Sous-la monarchie de juillet, la disponibilité du capital concourant avec l’intérêt élevé que le trésor accordait aux caisses d’épargne à faire préférer ce placement aux fonds publics, on vit s’élever en 1844 l’accumulation des dépôts à 392 millions. La dette de l’état envers les déposans était encore de 355 millions le 24 février 1848. Le trésor n’ayant pas pu rembourser une somme aussi considérable, il a fallu donner des rentes et se résigner, pour être équitable, à une perte de 140 millions, c’est-à-dire à payer en réalité 495 millions, ou 40 pour 100 au-delà de ce qu’on avait reçu.

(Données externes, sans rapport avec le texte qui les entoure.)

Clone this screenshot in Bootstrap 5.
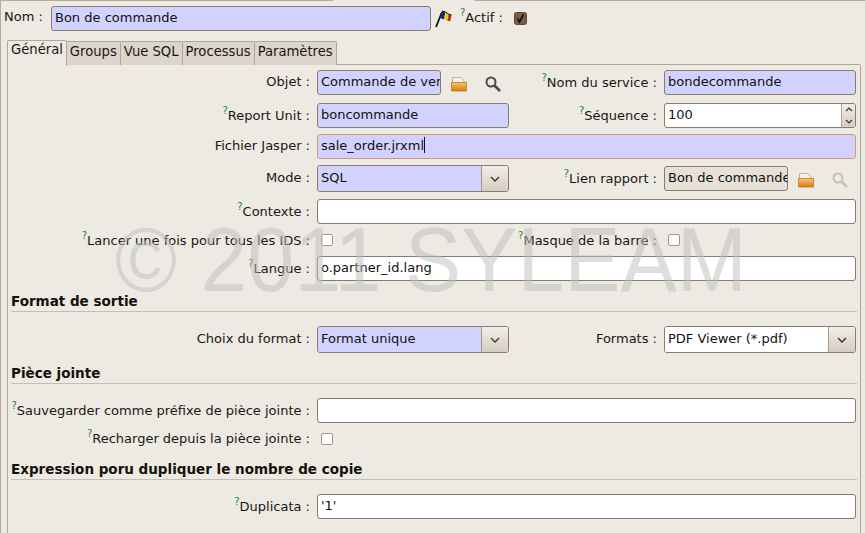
<!DOCTYPE html>
<html lang="fr">
<head>
<meta charset="utf-8">
<title>Bon de commande</title>
<link href="https://cdn.jsdelivr.net/npm/bootstrap@5.3.0/dist/css/bootstrap.min.css" rel="stylesheet">
<style>
html,body{height:533px;overflow:hidden}
body{background:#ede9e3;color:#1c1712;font-family:"DejaVu Sans",sans-serif;font-size:13px;line-height:16px}
.page{height:533px;border-left:1px solid #b8a99a;position:relative;overflow:hidden}
.topline{height:1px}
.topline i{display:block;height:1px;background:#b8a99a}
.seg1{width:332px}
.seg2{width:390px}
.namebar{margin-top:4px;height:26px;padding-left:3px}
.namelbl{width:47px;white-space:nowrap;padding-bottom:2px}
.form-control.fld{height:25px;min-height:0;border:1px solid #8c7a6b;border-radius:3px;padding:2px 3px;font-size:13px;line-height:17px;color:#111;white-space:nowrap;overflow:hidden;background-color:#fff;flex:none}
.form-control.req{background-color:#d2d2ff}
.form-control.off{background-color:#e6e0d8}
.form-control.foc{border-color:#d8947a}
.w380{width:380px}.w124{width:124px}.w192{width:192px}.w539{width:539px}
.tabsbar{margin:9px 0 0 6px;height:24px;border:0;align-items:flex-end;position:relative;z-index:3}
.tabsbar .nav-link{height:24px;padding:1px 3px 0;border:1px solid #b3a597;border-left:0;border-bottom:0;border-radius:0 2px 0 0;background:#dcd5cb;color:#1c1712;font-size:13.17px;line-height:18px;margin:0}
.tabsbar .nav-link.active{height:26px;margin-bottom:-1px;padding:0 3px;background:#ede9e3;border:1px solid #b3a597;border-bottom:0;border-radius:2px 2px 0 0}
.panel{margin-left:6px;width:854px;height:480px;border:1px solid #b3a597;border-radius:2px;padding:5px 0 0 3px;position:relative}
.lab{text-align:right;white-space:nowrap;flex:none}
.lab.up{padding-bottom:2px}
.lab.dn{padding-top:2px}
.mt6x{margin-top:6px}.mt7x{margin-top:7px}.mt8x{margin-top:8px}.mt12x{margin-top:12px}.mt14x{margin-top:14px}
.lab1{width:299px}
.lab3{width:148px}
.lab155{width:155px}
.lab324{width:324px}
.gp{margin-left:7px}
.gc{margin-left:11px}
.hint{color:#1f8a1f;font-size:10px;position:relative;top:-6px;line-height:0}
.wmark{position:absolute;left:107px;top:145px;font-family:"Liberation Sans",sans-serif;font-size:90px;line-height:100px;color:rgba(190,190,190,.5);white-space:nowrap;z-index:5;pointer-events:none;transform:scaleX(.936);transform-origin:left center}
.chk.form-check-input{width:12px;height:12px;margin-top:0;margin-bottom:0;border:1px solid #a3968a;border-radius:2px;background-color:#fff;flex:none}
.sel{display:flex;height:27px;border:1px solid #8c7a6b;border-radius:3px;overflow:hidden;width:192px;flex:none}
.sel span{flex:1;padding:4px 3px;background:#d2d2ff;color:#111;white-space:nowrap}
.sel.wh span{background:#fff}
.sel b{width:27px;flex:none;background:linear-gradient(#f1ede7,#d5cdc2);border-left:1px solid #a59789;display:flex;align-items:center;justify-content:center}
.spinb{width:14px;border-left:1px solid #b3a597;background:linear-gradient(#f1ede7,#d5cdc2);display:flex;flex-direction:column;align-items:center;justify-content:space-around;flex:none}
.form-control.spin{display:flex;padding:0;width:192px}
.spin span{flex:1;padding:2px 3px}
.hd{font-weight:700;font-size:13.5px;line-height:16px;border-bottom:1px solid #c9bdaf;height:19px;width:846px;color:#14100c}
.caret{display:inline-block;width:1px;height:16px;background:#111;vertical-align:-3px}
.ico{flex:none;display:block}
.flagi{margin-left:3px}
.actb{margin-left:11px}
.i1{margin-left:9px}
.i2{margin-left:16px}
</style>
</head>
<body>
<svg width="0" height="0" class="position-absolute"><defs><linearGradient id="fg" x1="0" y1="0" x2="0" y2="1"><stop offset="0" stop-color="#fbc76c"/><stop offset="1" stop-color="#d9780f"/></linearGradient></defs></svg>
<div class="page">
  <div class="topline d-flex justify-content-between"><i class="seg1"></i><i class="seg2"></i></div>
  <div class="namebar d-flex align-items-center">
    <div class="namelbl">Nom :</div>
    <div class="form-control fld req w380">Bon de commande</div>
    <svg class="ico flagi" width="18" height="19" viewBox="0 0 18 19">
      <path d="M2 18 L8 3" stroke="#111" stroke-width="1.800" fill="none"/>
      <path d="M8 2 L11.500 3 L10 10.500 L6 9Z" fill="#1a2a6c"/>
      <path d="M11.500 3 L14.500 5 L13.500 12 L10 10.500Z" fill="#eccc20"/>
      <path d="M14.500 5 L17.500 6 L16.500 12 L13.500 12Z" fill="#cc2a1c"/>
      <path d="M8 2 L11.500 3 L14.500 5 L17.500 6" stroke="#111" fill="none"/>
    </svg>
    <div class="ms-2 text-nowrap"><span class="hint">?</span>Actif :</div>
    <svg class="ico actb" width="13" height="13" viewBox="0 0 13 13">
      <rect x=".5" y=".5" width="12" height="12" rx="2" fill="#7a5a48" stroke="#5e4636"/>
      <path d="M3.500 6.500 L5.500 10 L9.500 2.500" stroke="#111" stroke-width="1.600" fill="none"/>
    </svg>
  </div>
  <ul class="nav tabsbar">
    <li class="nav-item"><a class="nav-link active" href="#">Général</a></li>
    <li class="nav-item"><a class="nav-link" href="#">Groups</a></li>
    <li class="nav-item"><a class="nav-link" href="#">Vue SQL</a></li>
    <li class="nav-item"><a class="nav-link" href="#">Processus</a></li>
    <li class="nav-item"><a class="nav-link" href="#">Paramètres</a></li>
  </ul>
  <div class="panel">
    <div class="wmark">© 2011 SYLEAM</div>

    <div class="d-flex align-items-center">
      <div class="lab lab1 up">Objet :</div>
      <div class="form-control fld req w124 gp">Commande de vente</div>
      <svg class="ico i1" width="18" height="18" viewBox="0 0 18 18"><path d="M2.500 3.500h8l3.500 3v5H2.500z" fill="#f4f1ea" stroke="#b9b1a4"/><rect x="1.500" y="8.500" width="15" height="8.500" fill="url(#fg)" stroke="#c47a20" stroke-width=".8"/></svg>
      <svg class="ico i2" width="18" height="18" viewBox="0 0 18 18"><circle cx="7" cy="8" r="4.500" fill="none" stroke="#4a4a46" stroke-width="2"/><path d="M10.500 11.500L16 17" stroke="#4a4a46" stroke-width="2.600"/></svg>
      <div class="lab lab155"><span class="hint">?</span>Nom du service :</div>
      <div class="form-control fld req w192 gp">bondecommande</div>
    </div>

    <div class="d-flex align-items-center mt8x">
      <div class="lab lab1"><span class="hint">?</span>Report Unit :</div>
      <div class="form-control fld req w192 gp">boncommande</div>
      <div class="lab lab3"><span class="hint">?</span>Séquence :</div>
      <div class="form-control fld spin gp"><span>100</span><div class="spinb">
        <svg width="8" height="5" viewBox="0 0 8 5"><path d="M1 4l3-3 3 3" stroke="#333" fill="none" stroke-width="1.200"/></svg>
        <svg width="8" height="5" viewBox="0 0 8 5"><path d="M1 1l3 3 3-3" stroke="#333" fill="none" stroke-width="1.200"/></svg>
      </div></div>
    </div>

    <div class="d-flex align-items-center mt6x">
      <div class="lab lab1 up">Fichier Jasper :</div>
      <div class="form-control fld req foc gp w539">sale_order.jrxml<span class="caret"></span></div>
    </div>

    <div class="d-flex align-items-center mt6x">
      <div class="lab lab1 up">Mode :</div>
      <div class="sel gp"><span>SQL</span><b><svg width="10" height="6" viewBox="0 0 10 6"><path d="M1 1l4 4 4-4" stroke="#333" fill="none" stroke-width="1.300"/></svg></b></div>
      <div class="lab lab3"><span class="hint">?</span>Lien rapport :</div>
      <div class="form-control fld off w124 gp">Bon de commande</div>
      <svg class="ico i1" width="18" height="18" viewBox="0 0 18 18"><path d="M2.500 3.500h8l3.500 3v5H2.500z" fill="#f4f1ea" stroke="#b9b1a4"/><rect x="1.500" y="8.500" width="15" height="8.500" fill="url(#fg)" stroke="#c47a20" stroke-width=".8"/></svg>
      <svg class="ico i2" width="18" height="18" viewBox="0 0 18 18"><circle cx="7" cy="8" r="4.500" fill="none" stroke="#c4c0ba" stroke-width="2"/><path d="M10.500 11.500L16 17" stroke="#c4c0ba" stroke-width="2.600"/></svg>
    </div>

    <div class="d-flex align-items-center mt7x">
      <div class="lab lab1"><span class="hint">?</span>Contexte :</div>
      <div class="form-control fld gp w539"></div>
    </div>

    <div class="d-flex align-items-center mt7x">
      <div class="lab lab1 dn"><span class="hint">?</span>Lancer une fois pour tous les IDS :</div>
      <input type="checkbox" class="form-check-input chk gc">
      <div class="lab lab324 dn"><span class="hint">?</span>Masque de la barre :</div>
      <input type="checkbox" class="form-check-input chk gc">
    </div>

    <div class="d-flex align-items-center mt7x">
      <div class="lab lab1"><span class="hint">?</span>Langue :</div>
      <div class="form-control fld gp w539">o.partner_id.lang</div>
    </div>

    <div class="hd mt12x">Format de sortie</div>

    <div class="d-flex align-items-center mt14x">
      <div class="lab lab1 up">Choix du format :</div>
      <div class="sel gp"><span>Format unique</span><b><svg width="10" height="6" viewBox="0 0 10 6"><path d="M1 1l4 4 4-4" stroke="#333" fill="none" stroke-width="1.300"/></svg></b></div>
      <div class="lab lab3 up">Formats :</div>
      <div class="sel wh gp"><span>PDF Viewer (*.pdf)</span><b><svg width="10" height="6" viewBox="0 0 10 6"><path d="M1 1l4 4 4-4" stroke="#333" fill="none" stroke-width="1.300"/></svg></b></div>
    </div>

    <div class="hd mt12x">Pièce jointe</div>

    <div class="d-flex align-items-center mt14x">
      <div class="lab lab1"><span class="hint">?</span>Sauvegarder comme préfixe de pièce jointe :</div>
      <div class="form-control fld gp w539"></div>
    </div>

    <div class="d-flex align-items-center mt8x">
      <div class="lab lab1"><span class="hint">?</span>Recharger depuis la pièce jointe :</div>
      <input type="checkbox" class="form-check-input chk gc">
    </div>

    <div class="hd mt14x">Expression poru dupliquer le nombre de copie</div>

    <div class="d-flex align-items-center mt14x">
      <div class="lab lab1"><span class="hint">?</span>Duplicata :</div>
      <div class="form-control fld gp w539">'1'</div>
    </div>
  </div>
</div>
<script src="https://cdn.jsdelivr.net/npm/bootstrap@5.3.0/dist/js/bootstrap.bundle.min.js"></script>
</body>
</html>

Nous avons à tirer une leçon de cette catastrophe. Si l’on ne prend aucune mesure pour arrêter le progrès menaçant encore une fois des comptes courans ouverts par le trésor aux caisses d’épargne, en moins de quatre années, L’accumulation des dépôts incessamment exigibles dépassera bientôt 200 millions. Les épargnes du peuple, pompées sans nécessité par l’état cesseront d’alimenter et d’accroître la production. Le pays sera privé d’une féconde rosée, en même temps que le trésor sera surchargé de richesses sans emploi, ou poussé par l’abondance des capitaux à des dépenses de luxe.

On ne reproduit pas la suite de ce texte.